I noted above that when Tiwai closes we will move to 94% renewable electricity supply: but actually this is an overestimate, because for the first two or so years some renewable generation will be “trapped” in the lower South Is, resulting in more spill and a lower percentage of renewables.
But suffice to say, we will experience a dramatic increase in the proportion of renewables in the supply mix, which all sounds good in terms of dramatically reduced emissions form the electricity sector. But at this level, we will start to experience some of the downside of being at very high renewable percentages. Now you might say “other countries are there and not experiencing problems”, for example Norway has 98% renewable electricity and Denmark also gets close to 100% at times. But both of these countries have links to electricity grids in other European nations, and we don’t have any in New Zealand.

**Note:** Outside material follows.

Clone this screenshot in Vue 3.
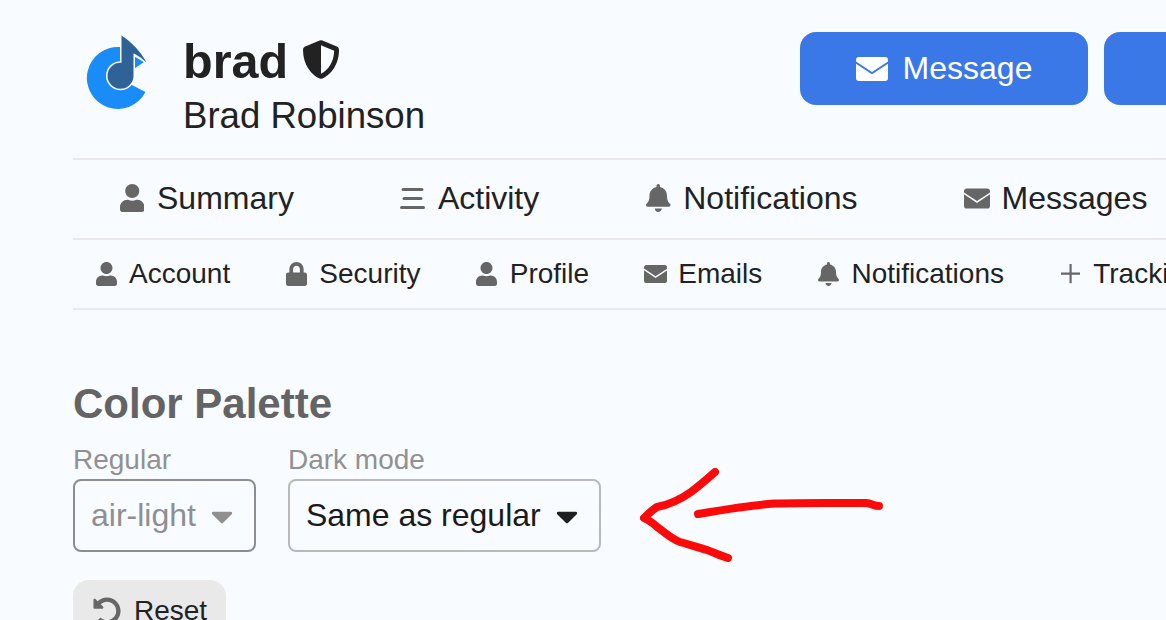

Currently, our thermal fleet fills in the gaps in dry years and during winter peaks when the wind is not blowing. As we discovered recently when gas supplies were severely disrupted in 2018, having a diverse fuel supply has major advantages in terms of keeping the lights on. But when this diversity disappears as the thermal fleet shrinks, we will have to deal with the risk of having periods when the lakes are low, or when there are cold-winter peaks in demand, and we have a couple of thermal generators out of action, for whatever reason. The alternatives like batteries, hydrogen and pumped storage are currently all very expensive compared to thermal generation.
Reduced gas-fired thermal generation will also be one more challenge for the domestic gas sector, and after existing supplies and gas contracts run their course, it may become obvious that highly capital‑intensive gas exploration and production leads to more expensive gas when demand falls.